A list of dictionaries corresponding to information for each embedding. The arguments for each dictionary are described below.
- key: string
  
  Name of the key in the data dictionary corresponding to the specified embedding. For example, if each data point is represented by {"text": "", "label": 1, "probabilitiies": [...], "context_vec": [...]}, specifying embeddings: [{"key": "context_vec"}] in the data_info would direct the RI Platform to treat this value as a dense vector-valued embedding feature.

File-based Single Data Info Template

{
    "file_name": "path/to/file.csv",
    **nlp_params
}

Arguments

file_name: string, required

Path to data file.
**nlp_params: Dict

See NLP Parameters above.

Custom Dataloader Single Data Info Template

{
    "load_path": "path/to/custom_loader.py",
    "load_func_name": "load_fn_name",
    "loader_kwargs": null,
    "loader_kwargs_json": null,
    **nlp_params
}

Arguments

load_path: string, required

Path to custom loader Python file.
load_func_name: string, required

Name of the loader function.
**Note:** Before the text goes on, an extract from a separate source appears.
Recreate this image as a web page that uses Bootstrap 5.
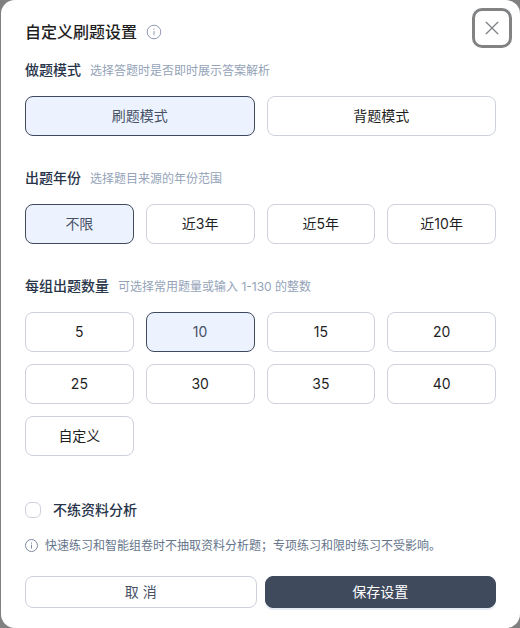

Must be defined within the Python file.
loader_kwargs: Dict, default = null

Arguments to pass in to the loader function, in dictionary form. We pass these arguments in as **kwargs. Only one of loader_kwargs and loader_kwargs_json can be specified.
loader_kwargs_json: Dict

Arguments to pass in to the loader function, in JSON-serialized string form. We pass these arguments in as **kwargs. Only one of loader_kwargs and loader_kwargs_json can be specified.
**nlp_params: Dict

See NLP Parameters above.

Data Collector Single Data Info Template

NOTE: this can only be specified as part of a Continuous Testing config, not offline testing config. See the Continuous Tests Configuration for more details.

{
    "start_time": start_time,
    "end_time": end_time,
    **nlp_params
}

Arguments

start_time: int, required

Start time of the data collector to fetch data from. Format is UNIX epoch time in seconds.
end_time: int, required

End time of the data collector to fetch data from. Format is UNIX epoch time in seconds.
**nlp_params: Dict

See NLP Parameters above.

Hugging Face Single Data Info Template

{
    "data_info": {
        "type": "huggingface",                      (REQUIRED)
        "dataset_uri": "path",                      (REQUIRED)
        "split_name": "train",
        "text_key": "text",
        "text_pair_key": "text_pair",
        "label_key": "label",
        "loading_params": null
    },
    ...
}

Arguments

type: string, required

Must be set to “huggingface”.
dataset_uri: string, required

The path or tag passed to ‘load_dataset’.
split_name: string, default = “train”

The key used to access the split from the downloaded ‘DatasetDict’.
text_key: string, default = “text”

The feature name for the NLP input text attribute.
text_pair_key: string, default = “text_pair”

The feature name for the NLP second input text attribute (for NLI model task).
label_key: string or null, default = “label”

The feature name for the label class ID. If null, don’t load labels.
loading_params: dict or null, default = null

Additional kwargs to pass to ‘load_dataset’.